If your car has a lot of mileage, you're most likely going to have to replace the PVC breather hose that connects both valve covers because it has hardened. Cut if off with a Dremel or something similar, careful not to damage the nipples on both covers. The replacement is about $30 brand new. Do this before taking the covers off. I learned the hard way trying to pry off one cover while they were still connected. Now I am praying JB Weld Plastic Bonder will hold the nipple in place instead of buying a new driver-side cover. Time will tell, and I'll look for a junkyard/ebay cover in the meantime.

Also, if it's not stressed in the DIY portion of this post, I'll do it here for emphasis. I highly recommend disconnecting every clip or bracket that holds the wire harness in place. That includes a clip at the starter. You may have to come up through the bottom for this one.

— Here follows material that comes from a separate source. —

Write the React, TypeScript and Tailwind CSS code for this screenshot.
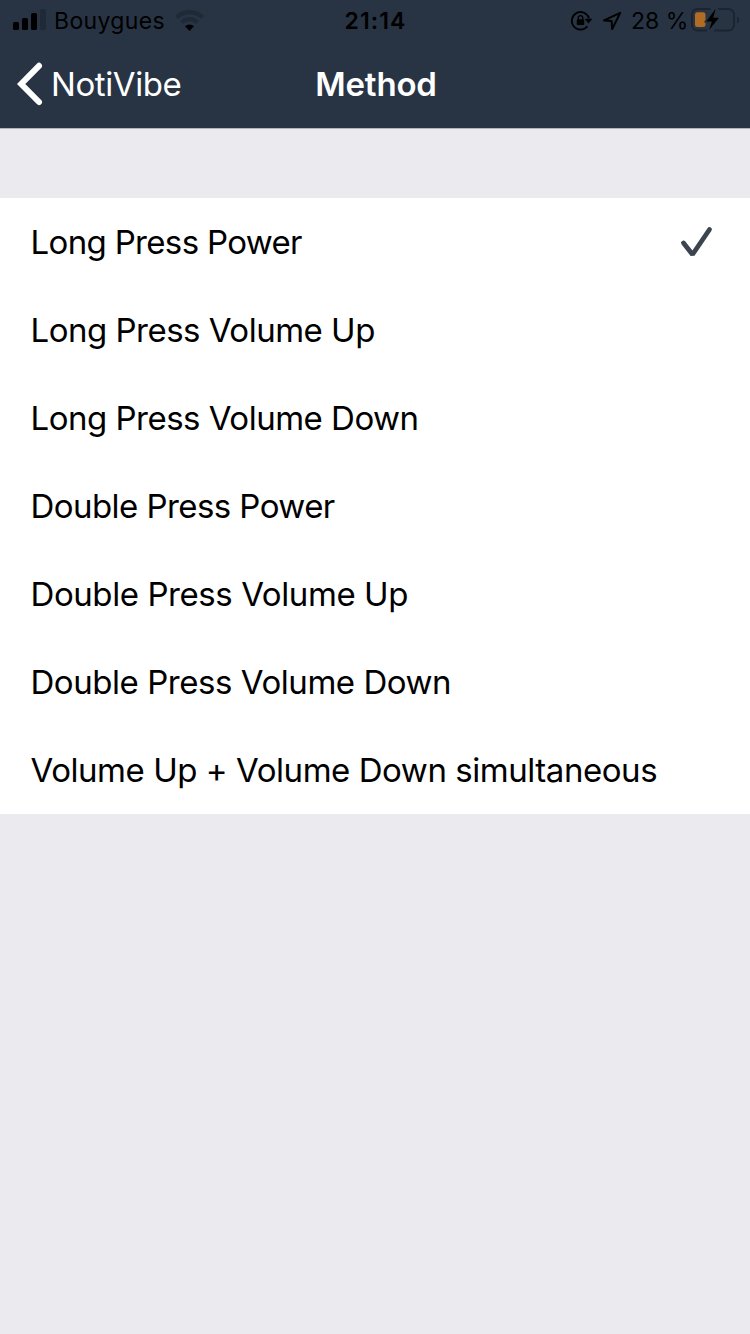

Releasing this clip will greatly increase the amount of room to work with as you wiggle the covers in and out.

Go ahead and just remove the spark plug distributor caps. It's super quick, and you can lay them out on a towel in the order they came out. It makes a world of a difference not having to focus on lining them up as you are putting the covers back on with limited space.

Lastly, the valve covers, lower plenum and upper plenum all have a specific tightening order and torque setting. It's in the FSM: here. If you are lazy, the order for each basically starts in the middle and works outward. I don't recommend not reading the torque settings since you can easily over tighten and that's a problem when working with aluminum.

Last edited by JMSpeed; 01-30-2017 at 08:13 AM.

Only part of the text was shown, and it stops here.